This afternoon, Jamie Wong, Vayable’s founder & CEO, spent some time over at Lifehacker answering readers’ questions on ‘how to travel like a local.’ In case you missed it, we’ve summed up some of our favorite questions and answers below.
Zach: Airfare seems to be the most expensive part of a trip, especially when trying to fly to the opposite side of the world. What’s your number one tip for saving money when planning a vacation?
Jamie: This is my specialty. 🙂 Airline loyalty programs are your #1 ally. Most of them also offer credit cards and you get what amounts to a full roundtrip ticket when you sign up. Do this. Be diligent about racking up miles, and then smart about how you spend them—take full advantage of the layover privileges if possible, as well as the no-change fee policies (aka: extend your trip!) Another way to do this is to look for great sales, like companions fly free, and plan a trip around that. Air France once had a special offer: if you booked a mileage trip to Cuba, your companion flew free. We did this and it was one of the most memorable trips of my life —-all because Air France was promoting that route. As far as searching OTAs (online travel agencies), one of my secret weapons is yahoo travel. Bizarre, i know, but for some reason they consistently yield the cheapest airfares.
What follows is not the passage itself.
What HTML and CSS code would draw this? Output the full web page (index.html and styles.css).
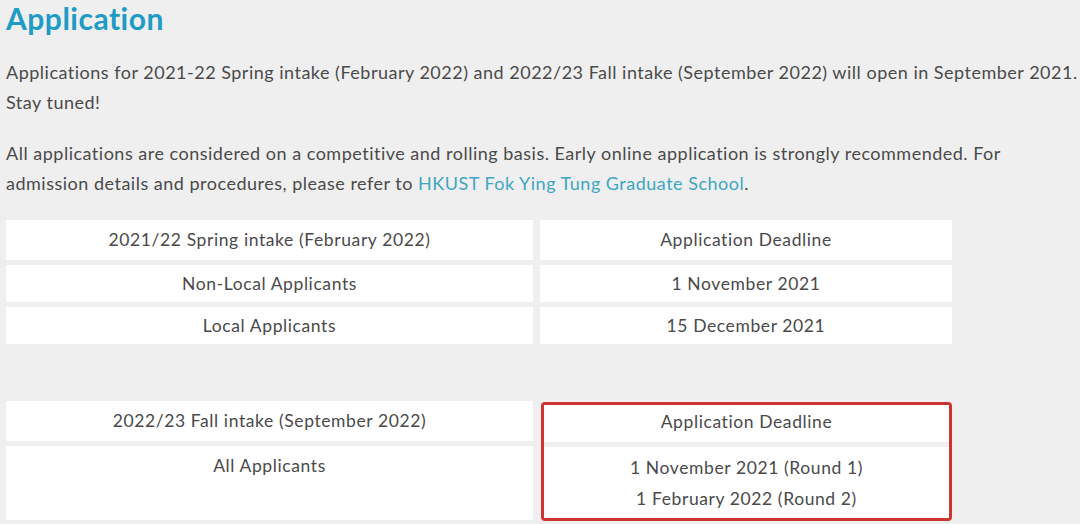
FILE: index.html
```html
<!DOCTYPE html>
<html>
<head>
<meta charset="utf-8">
<link rel="stylesheet" href="styles.css">
</head>
<body>
<main class="page">
  <h1 class="title">Application</h1>
  <p class="para">Applications for 2021-22 Spring intake (February 2022) and 2022/23 Fall intake (September 2022) will open in September 2021. Stay tuned!</p>
  <p class="para">All applications are considered on a competitive and rolling basis. Early online application is strongly recommended. For<br>admission details and procedures, please refer to <a class="link" href="#">HKUST Fok Ying Tung Graduate School</a>.</p>

  <section class="table table-spring">
    <div class="col col-left">
      <div class="cell row-head">2021/22 Spring intake (February 2022)</div>
      <div class="cell row-body">Non-Local Applicants</div>
      <div class="cell row-body">Local Applicants</div>
    </div>
    <div class="col col-right">
      <div class="cell row-head">Application Deadline</div>
      <div class="cell row-body">1 November 2021</div>
      <div class="cell row-body">15 December 2021</div>
    </div>
  </section>

  <section class="table table-fall">
    <div class="col col-left">
      <div class="cell row-head">2022/23 Fall intake (September 2022)</div>
      <div class="cell row-tall">All Applicants</div>
    </div>
    <div class="col col-right highlight">
      <div class="cell row-head">Application Deadline</div>
      <div class="cell row-tall">1 November 2021 (Round 1)<br>1 February 2022 (Round 2)</div>
    </div>
  </section>
</main>
</body>
</html>
```

FILE: styles.css
```css
html, body {
  margin: 0;
  padding: 0;
  background: #efefef;
}
body {
  font-family: Lato, "Open Sans", sans-serif;
  color: #4a4a4a;
  width: 1080px;
  height: 524px;
  overflow: hidden;
}
.page {
  padding: 0 0 0 6px;
}
.title {
  margin: 0;
  font-size: 30px;
  line-height: 36px;
  font-weight: 700;
  letter-spacing: 0.5px;
  color: #1e9bc6;
}
.para {
  width: 1074px;
  margin: 0 0 20px 0;
  font-size: 18px;
  letter-spacing: 0.5px;
  line-height: 30px;
}
.title + .para {
  margin-top: 21px;
}
.para + .para {
  margin-top: 21px;
}
.link {
  color: #3ea6c4;
  text-decoration: none;
}
.table {
  display: flex;
  gap: 7px;
  align-items: flex-start;
}
.table-spring {
  margin-top: 22px;
}
.table-fall {
  margin-top: 57px;
}
.col {
  display: flex;
  flex-direction: column;
  gap: 5px;
}
.col-left {
  width: 527px;
}
.col-right {
  width: 412px;
}
.cell {
  background: #ffffff;
  text-align: center;
  font-size: 17.5px;
  letter-spacing: 0.6px;
  box-sizing: border-box;
}
.row-head {
  height: 40px;
  line-height: 40px;
}
.row-body {
  height: 37px;
  line-height: 38px;
}
.row-tall {
  height: 74px;
  line-height: 31px;
  padding-top: 4px;
}
.highlight {
  border: 3px solid #cf3530;
  border-radius: 4px;
  margin-left: 1px;
  margin-top: 1px;
  width: 411px;
  box-sizing: border-box;
  gap: 5px;
  background: #efefef;
}
.highlight .row-head {
  height: 37px;
  line-height: 34px;
}
.highlight .row-tall {
  height: 71px;
  padding-top: 5px;
}
```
Skylar: I love trying local foods but get nervous sometimes about how my stomach will react when in foreign countries. Do you have any tips on how to sample the cuisine without getting sick on vacation?
Jamie: I can totally relate. I have the weakest stomach and can’t tell you how many times I’ve fallen ill. However, there are some amazing tricks that can help prevent this and now has me fearless when it comes to even the smallest hole-in-the-wall street food in a developing country: Grapefruit seed extract! Start taking it about 2-4 weeks before your trip and then throughout your trip. I went from the girl who got sick from a salad in Barcelona to someone eating Yak meat in the mountains of tibet and fishball soup in tiny food stalls in the hidden streets of Hanoi. Another thing that helps is green drinks. You can buy it in powder form and just add water or juice. Bring it with you and start your day with a green drink to increase your immunity.
Mifune: When I was in Seoul last year, I was fortunate to have some really amazing experiences, thanks to friends who lived there; I can’t imagine traveling to a foreign country without the benefits of help like that. The people we knew in Korea were very close friends, so we already had a good, very personal connection with our guides. If using a matching service like Vayable, what are some good things to ask to make sure that your guide is a good fit for your personality?
I recommend you start by looking at which experiences look most interesting to you —-99% of the time the people offering those experiences will be a good match based on the shared interest. Then read their bio and reviews and you’ll get an even fuller picture. I find reviews to be a really wonderful way to get others’ perspectives on the experience.